I don't remember what the exact moment was when I'd had enough. God knows, there were so many incidents to pick from and ALL of them should have been the end, but they weren't.

When the final time came, it wasn't even memorable because it occurred out of my own self growth.  It didn't happen because of an "episode" or an "event," it was just one foot in front of the other... .  day after day... .  until one day... .  one GLORIOUS day... .  I knew HE (and all of his chaos) was never going to be a part of my life again. It wasn't because of anything HE did (as in a last straw moment,) it was because of who I had become.

That was HUGE for me because it was no longer about HIM and all of his shenanigans... .  it was about ME and my own growth.  Somewhere along the line, I became a person who valued myself enough not to be treated so poorly.  Not by him... .  not by anyone.

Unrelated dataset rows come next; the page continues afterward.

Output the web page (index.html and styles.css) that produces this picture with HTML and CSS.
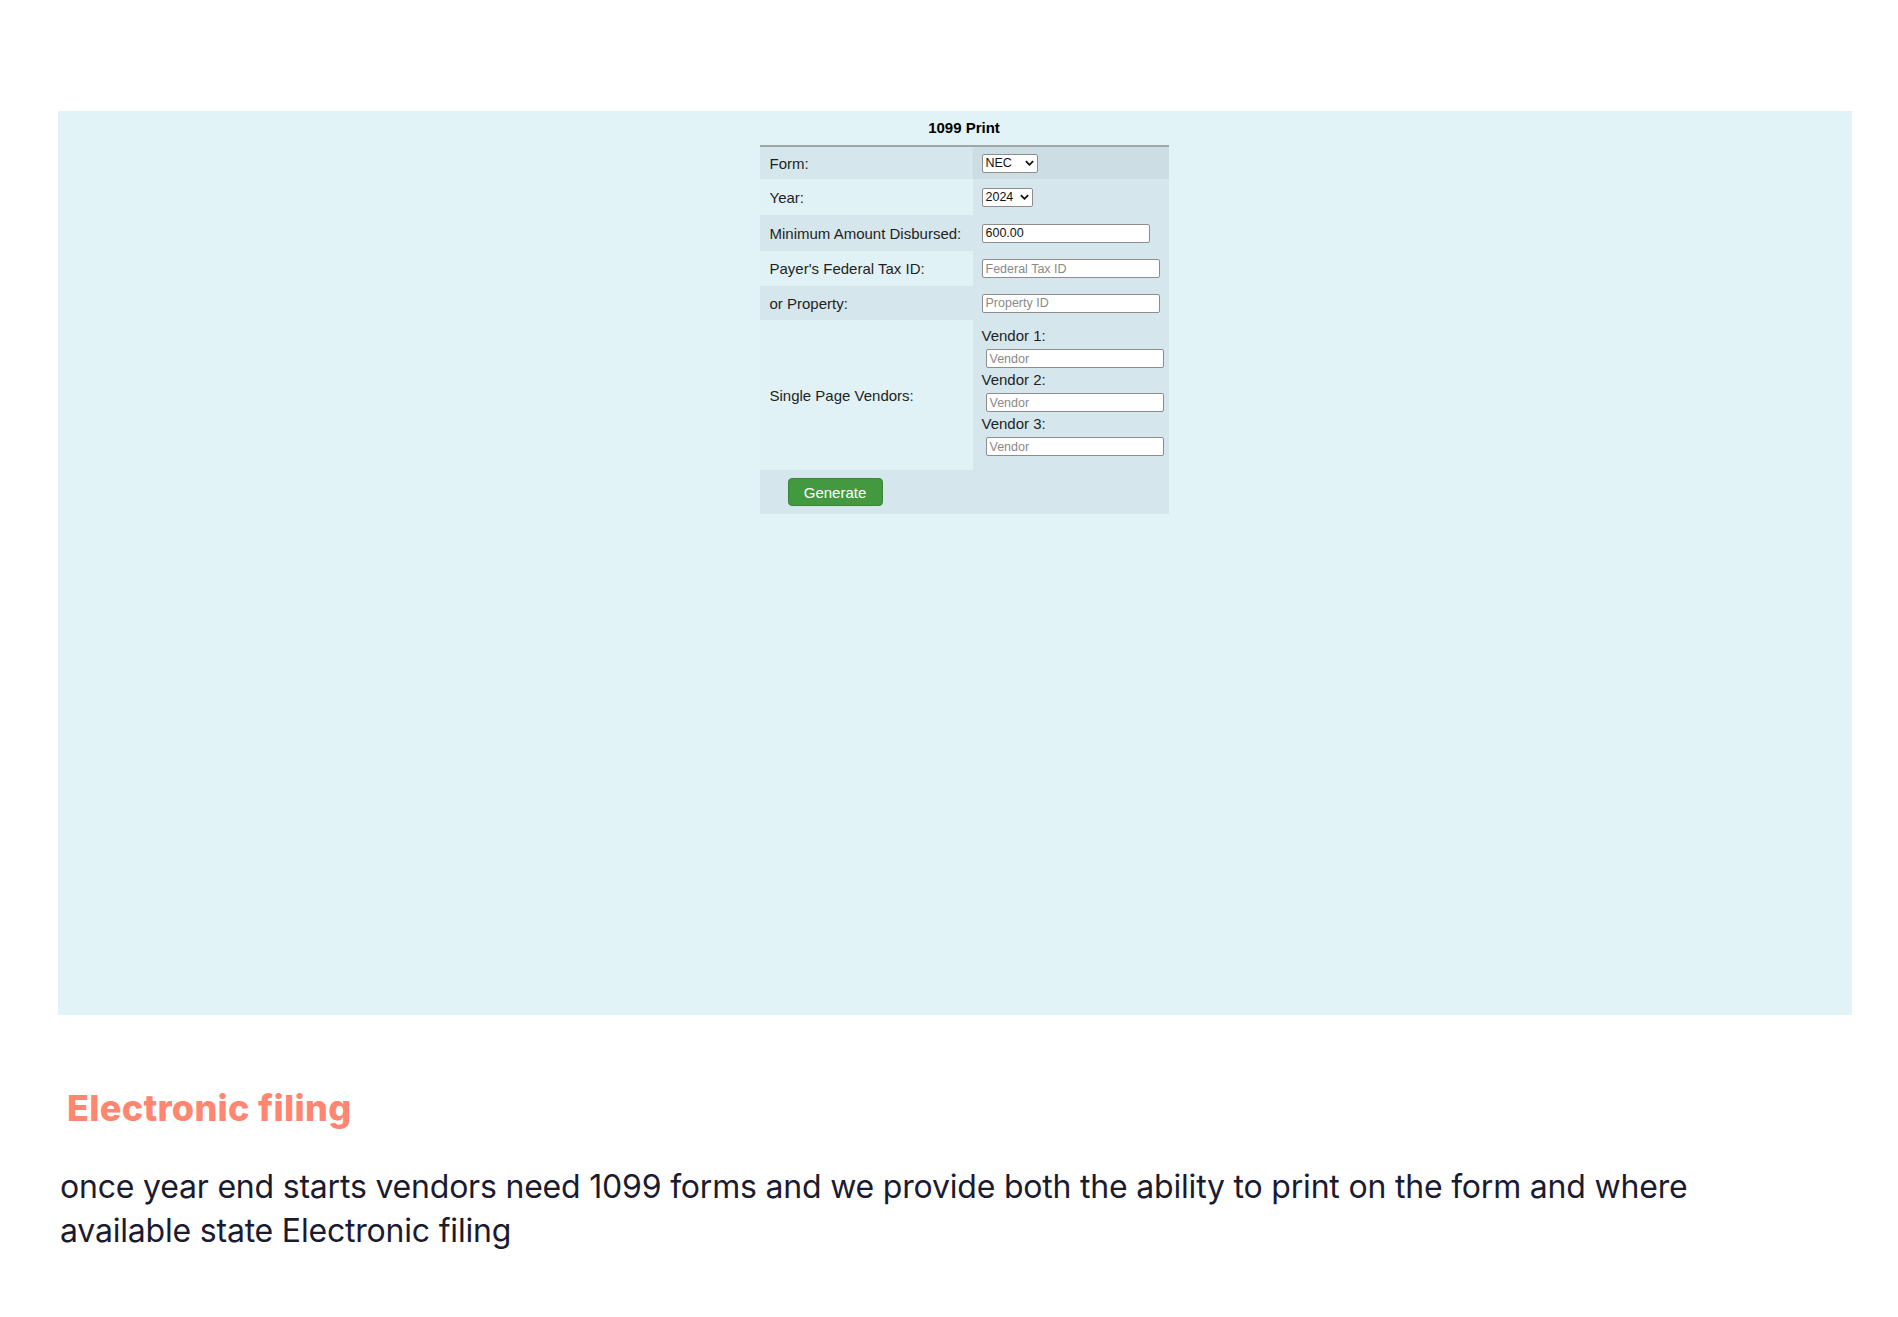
FILE: index.html
```html
<!DOCTYPE html>
<html lang="en">
<head>
<meta charset="utf-8">
<title>1099 Print</title>
<link rel="stylesheet" href="styles.css">
</head>
<body>
<div class="page">
  <section class="shot">
    <div class="form-title">1099 Print</div>
    <table class="print-table">
      <tr class="r-form">
        <td class="lbl">Form:</td>
        <td class="val"><span class="sel sel-nec">NEC<svg class="chev" viewBox="0 0 10 6"><path d="M1 1l4 4 4-4" fill="none" stroke="#111" stroke-width="2"/></svg></span></td>
      </tr>
      <tr class="r-year">
        <td class="lbl">Year:</td>
        <td class="val"><span class="sel sel-year">2024<svg class="chev" viewBox="0 0 10 6"><path d="M1 1l4 4 4-4" fill="none" stroke="#111" stroke-width="2"/></svg></span></td>
      </tr>
      <tr class="r-min">
        <td class="lbl">Minimum Amount Disbursed:</td>
        <td class="val"><span class="inp inp-min">600.00</span></td>
      </tr>
      <tr class="r-tax">
        <td class="lbl">Payer's Federal Tax ID:</td>
        <td class="val"><span class="inp inp-wide ph">Federal Tax ID</span></td>
      </tr>
      <tr class="r-prop">
        <td class="lbl">or Property:</td>
        <td class="val"><span class="inp inp-wide ph">Property ID</span></td>
      </tr>
      <tr class="r-vend">
        <td class="lbl">Single Page Vendors:</td>
        <td class="val vend-cell">
          <div class="vlabel">Vendor 1:</div>
          <span class="inp inp-vend ph">Vendor</span>
          <div class="vlabel">Vendor 2:</div>
          <span class="inp inp-vend ph">Vendor</span>
          <div class="vlabel">Vendor 3:</div>
          <span class="inp inp-vend ph">Vendor</span>
        </td>
      </tr>
      <tr class="r-gen">
        <td colspan="2" class="gen-cell"><span class="btn">Generate</span></td>
      </tr>
    </table>
  </section>

  <h2 class="heading">Electronic filing</h2>
  <p class="body-text">once year end starts vendors need 1099 forms and we provide both the ability to print on the form and where available state Electronic filing</p>
</div>
</body>
</html>
```
FILE: styles.css
```css
html, body {
  margin: 0;
  padding: 0;
  background: #ffffff;
}

.page {
  padding-top: 111px;
  padding-left: 58px;
  font-family: Inter, "Noto Sans", sans-serif;
}

.shot {
  width: 1794px;
  height: 904px;
  background: #e2f3f8;
  display: flex;
  flex-direction: column;
  align-items: center;
  font-family: "Liberation Sans", Arial, sans-serif;
  color: #1a1a1a;
}

.form-title {
  height: 34px;
  line-height: 34px;
  font-size: 15px;
  font-weight: bold;
  color: #000;
  margin-left: 18px;
}

.print-table {
  width: 409px;
  border-collapse: collapse;
  border-top: 2px solid #9ea7aa;
  font-size: 15px;
  margin-left: 18px;
}

.print-table td {
  padding: 0;
  vertical-align: middle;
}

.lbl {
  width: 203px;
  padding-left: 10px !important;
  color: #1f1f1f;
}

.val {
  padding-left: 9px !important;
  background: #d5e6ec;
}

.r-form { height: 33px; }
.r-year { height: 36px; }
.r-min { height: 36px; }
.r-tax { height: 35px; }
.r-prop { height: 34px; }
.r-vend { height: 150px; }
.r-gen { height: 44px; }

.r-form .lbl, .r-min .lbl, .r-prop .lbl { background: #d5e6ec; }
.r-form .val { background: #ccdde3; }
.r-year .lbl, .r-tax .lbl, .r-vend .lbl { background: #e1f2f7; }

.sel, .inp {
  display: inline-flex;
  align-items: center;
  box-sizing: border-box;
  height: 19px;
  background: #fff;
  border: 1px solid #8d8d8d;
  border-radius: 2px;
  font-size: 12.5px;
  color: #111;
  padding-left: 3px;
  vertical-align: middle;
}

.sel-nec { width: 56px; }
.sel-year { width: 51px; }

.chev {
  width: 9px;
  height: 6px;
  margin-left: auto;
  margin-right: 3px;
}

.inp-min { width: 168px; }
.inp-wide { width: 178px; }
.inp-vend { width: 178px; margin-left: 4px; }

.ph { color: #8a8a8a; }

.vend-cell {
  vertical-align: top !important;
  padding-top: 7px !important;
}

.vlabel {
  height: 18px;
  line-height: 18px;
  font-size: 15px;
  color: #1f1f1f;
}

.vend-cell .inp {
  display: flex;
  margin-top: 4px;
  margin-bottom: 3px;
}

.gen-cell {
  background: #d5e6ec;
  padding-left: 28px !important;
}

.btn {
  display: inline-flex;
  align-items: center;
  justify-content: center;
  box-sizing: border-box;
  width: 95px;
  height: 28px;
  background: #43993f;
  border: 1px solid #3a8636;
  border-radius: 4px;
  color: #fff;
  font-size: 15px;
}

.heading {
  margin: 72px 0 0 9px;
  font-size: 36px;
  line-height: 42px;
  font-weight: 800;
  color: #ff8670;
  letter-spacing: 0.3px;
}

.body-text {
  margin: 36px 0 0 2px;
  width: 1760px;
  font-size: 32px;
  line-height: 44px;
  color: #1b1b30;
  letter-spacing: -0.2px;
}
```
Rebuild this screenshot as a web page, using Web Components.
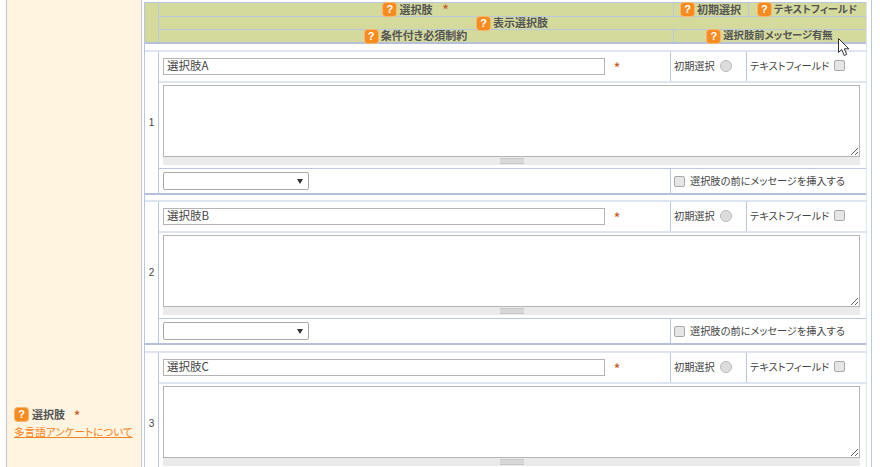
<!DOCTYPE html>
<html lang="ja">
<head>
<meta charset="utf-8">
<title>選択肢</title>
<style>
  html, body { margin: 0; height: 467px; overflow: hidden; background: #fff; }
  body { font-family: "Noto Sans CJK JP", "Liberation Sans", sans-serif; color: #444; }
</style>
</head>
<body>
<survey-form>
  <survey-label slot="label"></survey-label>
  <choice-header></choice-header>
  <choice-block index="1" label="選択肢A" gap="8"></choice-block>
  <choice-block index="2" label="選択肢B" gap="7"></choice-block>
  <choice-block index="3" label="選択肢C" gap="8" cut></choice-block>
</survey-form>

<script>
class HelpIcon extends HTMLElement {
  constructor() {
    super();
    this.attachShadow({ mode: "open" });
    this.shadowRoot.innerHTML = `
<style>
  :host {
    display: inline-flex;
    align-items: center;
    justify-content: center;
    width: 13px;
    height: 13px;
    border-radius: 3px;
    background: #f68b1f;
    box-shadow: 0 0 0 1px #f9b56f;
    color: #fff;
    font: bold 11px/13px "Liberation Sans", sans-serif;
    flex: none;
  }
</style>?`;
  }
}

class SurveyLabel extends HTMLElement {
  constructor() {
    super();
    this.attachShadow({ mode: "open" });
    this.shadowRoot.innerHTML = `
<style>
  :host {
    display: block;
    padding: 407px 0 0 8px;
    font-size: 11px;
    font-feature-settings: "palt";
  }
  .title {
    display: flex;
    align-items: center;
    gap: 4px;
    height: 14px;
    font-weight: bold;
    color: #555;
  }
  .req { color: #c8622a; margin-left: 5px; font-size: 12px; }
  a {
    display: block;
    margin: 4px 0 0 -1px;
    font-size: 10.6px;
    line-height: 14px;
    color: #f58220;
    text-decoration: underline;
    white-space: nowrap;
  }
</style>
<div class="title"><help-icon></help-icon><span>選択肢</span><span class="req">*</span></div>
<a href="#">多言語アンケートについて</a>`;
  }
}

class SurveyForm extends HTMLElement {
  constructor() {
    super();
    this.attachShadow({ mode: "open" });
    this.shadowRoot.innerHTML = `
<style>
  :host {
    display: flex;
    box-sizing: border-box;
    width: 866px;
    height: 467px;
    margin-left: 6px;
    border-left: 1px solid #b9c7e0;
    border-right: 1px solid #b9c7e0;
    overflow: hidden;
  }
  .side {
    width: 134px;
    flex: none;
    background: #fef4df;
    border-right: 1px solid #b9c7e0;
  }
  .main {
    flex: 1;
    padding: 2px 4px 0 2px;
    min-width: 0;
  }
  .table {
    border-left: 1px solid #b9c7e0;
    border-right: 1px solid #dfe5f0;
  }
</style>
<div class="side"><slot name="label"></slot></div>
<div class="main"><div class="table"><slot></slot></div></div>`;
  }
}

class ChoiceHeader extends HTMLElement {
  constructor() {
    super();
    this.attachShadow({ mode: "open" });
    this.shadowRoot.innerHTML = `
<style>
  :host {
    display: grid;
    grid-template-columns: 14px 514px 75px 1fr;
    grid-template-rows: 14px 13px 12px;
    background: #d4da9c;
    border-top: 1px solid #b9c7e0;
    border-bottom: 2px solid #b5c1da;
    font-size: 11px;
    font-weight: bold;
    color: #555;
    font-feature-settings: "palt";
  }
  .num { grid-row: 1 / 4; border-right: 1px solid #b9c7e0; }
  .cell {
    display: flex;
    align-items: center;
    justify-content: center;
    gap: 3px;
    white-space: nowrap;
    line-height: 12px;
    border-bottom: 1px solid #b9c7e0;
  }
  .cell span { position: relative; top: -1px; }
  .cell.last { border-bottom: 0; }
  .cell.sep { border-left: 1px solid #b9c7e0; }
  .kana { font-size: 10.3px; }
  .wide { grid-column: 2 / 5; }
  .end { grid-column: 3 / 5; }
  .req { color: #c8622a; margin-left: 7px; font-size: 12px; }
</style>
<div class="num"></div>
<div class="cell"><help-icon></help-icon><span>選択肢</span><span class="req">*</span></div>
<div class="cell sep"><help-icon></help-icon><span>初期選択</span></div>
<div class="cell sep kana"><help-icon></help-icon><span>テキストフィールド</span></div>
<div class="cell wide"><help-icon></help-icon><span>表示選択肢</span></div>
<div class="cell last"><help-icon></help-icon><span>条件付き必須制約</span></div>
<div class="cell last sep end kana"><help-icon></help-icon><span>選択肢前メッセージ有無</span></div>`;
  }
}

class ChoiceBlock extends HTMLElement {
  constructor() {
    super();
    this.attachShadow({ mode: "open" });
  }

  connectedCallback() {
    const gap = this.getAttribute("gap") || 8;
    // the third block runs off the bottom of the window, its last row is never seen
    const opts = this.hasAttribute("cut") ? `<div class="opts"></div>` : `
    <div class="opts">
      <div class="cond"><div class="select"></div></div>
      <div class="msg"><input type="checkbox" disabled><span>選択肢の前にメッセージを挿入する</span></div>
    </div>`;
    this.shadowRoot.innerHTML = `
<style>
  :host {
    display: block;
    font-size: 10.2px;
    color: #444;
    font-feature-settings: "palt";
  }
  .gap { height: ${gap - 1}px; border-bottom: 2px solid #dfe5f0; margin-top: -1px; }
  .body { display: flex; border-bottom: 2px solid #b5c1da; }
  .num {
    width: 13px;
    flex: none;
    display: flex;
    align-items: center;
    justify-content: center;
    border-right: 1px solid #b9c7e0;
    font: 10px "Liberation Sans", sans-serif;
    padding-bottom: 1px;
    box-sizing: content-box;
  }
  .rows { flex: 1; min-width: 0; }
  .top {
    display: grid;
    grid-template-columns: 512px 75px 1fr;
    height: 29px;
    border-bottom: 2px solid #dfe5f0;
    box-sizing: content-box;
  }
  .top > div { display: flex; align-items: center; white-space: nowrap; }
  .name { padding-left: 4px; border-right: 1px solid #b9c7e0; }
  .text {
    box-sizing: border-box;
    width: 442px;
    height: 17px;
    border: 1px solid #b4b4b4;
    padding-left: 3px;
    font-size: 11.5px;
    line-height: 13px;
    font-feature-settings: normal;
    color: #444;
  }
  .req { color: #c8622a; font-weight: bold; font-size: 12px; margin-left: 9px; }
  .flag { justify-content: flex-start; padding: 0 0 2px 3px; gap: 5px; }
  .flag + .flag { border-left: 1px solid #b9c7e0; }
  .area { padding: 2px 6px 0 4px; border-bottom: 1px solid #b9c7e0; height: 83px; box-sizing: content-box; }
  textarea {
    display: block;
    box-sizing: border-box;
    width: 100%;
    height: 72px;
    margin: 0;
    border: 1px solid #b4b4b4;
    border-radius: 0;
    outline: 0;
    resize: vertical;
    background: #fff;
  }
  .grip {
    height: 8px;
    background: #ebebeb;
    display: flex;
    align-items: center;
    justify-content: center;
  }
  .grip::before {
    content: "";
    width: 24px;
    height: 4px;
    border-top: 1px solid #c8c8c8;
    border-bottom: 1px solid #c8c8c8;
    background: #d8d8d8;
  }
  .opts {
    display: grid;
    grid-template-columns: 512px 1fr;
    height: 24px;
  }
  .opts > div { display: flex; align-items: center; }
  .cond { padding-left: 4px; border-right: 1px solid #b9c7e0; }
  .select {
    position: relative;
    box-sizing: border-box;
    width: 146px;
    height: 18px;
    border: 1px solid #aaa;
    border-radius: 2px;
    background: #fff;
  }
  .select::after {
    content: "";
    position: absolute;
    right: 5px;
    top: 6px;
    border: 3px solid transparent;
    border-top: 5px solid #333;
    border-bottom: 0;
  }
  .msg { padding-left: 3px; gap: 5px; }
  .msg span { padding-bottom: 2px; }
  input {
    appearance: none;
    box-sizing: border-box;
    width: 11px;
    height: 11px;
    margin: 0;
    border: 1px solid #a9a9a9;
    background: #e6e6e6;
    flex: none;
  }
  input[type="checkbox"] { border-radius: 2px; }
  input[type="radio"] { border-radius: 50%; width: 12px; height: 12px; border-color: #bbb; background: #ddd; }
</style>
<div class="gap"></div>
<div class="body">
  <div class="num">${this.getAttribute("index")}</div>
  <div class="rows">
    <div class="top">
      <div class="name"><div class="text">${this.getAttribute("label")}</div><span class="req">*</span></div>
      <div class="flag">初期選択<input type="radio" disabled></div>
      <div class="flag">テキストフィールド<input type="checkbox" disabled></div>
    </div>
    <div class="area"><textarea></textarea><div class="grip"></div></div>${opts}
  </div>
</div>`;
  }
}

class MouseCursor extends HTMLElement {
  constructor() {
    super();
    this.attachShadow({ mode: "open" });
    this.shadowRoot.innerHTML = `
<style>
  :host { position: absolute; left: 838px; top: 38px; width: 12px; height: 19px; }
  svg { display: block; }
</style>
<svg width="12" height="19" viewBox="0 0 12 19">
  <path d="M.5.5V14.5L3.7 11.5 6.2 17.5 8.7 16.4 6.3 10.8H10.8Z" fill="#fff" stroke="#333" stroke-width="1"/>
</svg>`;
  }
}

customElements.define("help-icon", HelpIcon);
customElements.define("survey-label", SurveyLabel);
customElements.define("survey-form", SurveyForm);
customElements.define("choice-header", ChoiceHeader);
customElements.define("choice-block", ChoiceBlock);
customElements.define("mouse-cursor", MouseCursor);

document.body.appendChild(document.createElement("mouse-cursor"));
</script>
</body>
</html>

And that... .  is peace.  I will NEVER give that away again.

turtle



Title: Re: Where are you with detaching?
Post by: fromheeltoheal on April 30, 2013, 10:22:34 PM
After 8 months NC I was doing pretty well, not thinking about her much, and much more focused on my own growth, graduating to the Building and Inventory boards.  Than I got an email, first communication in 8 months, and silly me, I read it.  Then deleted it and did not respond, although a whole lot of feelings came up again, and here I am back at the leaving board, because it feels better right now.  This detachment and growth doesn't need to be linear, and it is what it is; at least that email caused a renewed vigor in my 'recovery'.


Title: Re: Where are you with detaching?
Post by: Hurt llama on April 30, 2013, 10:26:11 PM
That's encouraging to hear Turtle! Good for you. I'm there on paper but in reality, I have some weak spots... .  I can't do more or work harder at re-ordering my memories and thoughts and I am stronger than ever, yet if she knew even a very few words to say, I would be doomed. I know it.

She could never trick or fool me though. She might be able to get me to see her but that's a long shot. I know it sounds ridiculous but I think there's a good chance this dump is going to stick... . But it won't stick forever. I think I pushed her hard enough to go find someone else and as I know it can't work out, with the right victim it can linger... . If I return in her life, he is out and I am in... . until I don't commit to her as she undoubtedly sells herself to me, which isn't gonna work.

I am a very strong person in many ways. I can't be fooled in the end but I can probably force myself to inject the heroin again... . But I hope not.

I can't do more... . i write and post and think about the process constantly.

I have projects, interests, friends, things to do but it's hard to concentrate. It's even hard to leave my apartment.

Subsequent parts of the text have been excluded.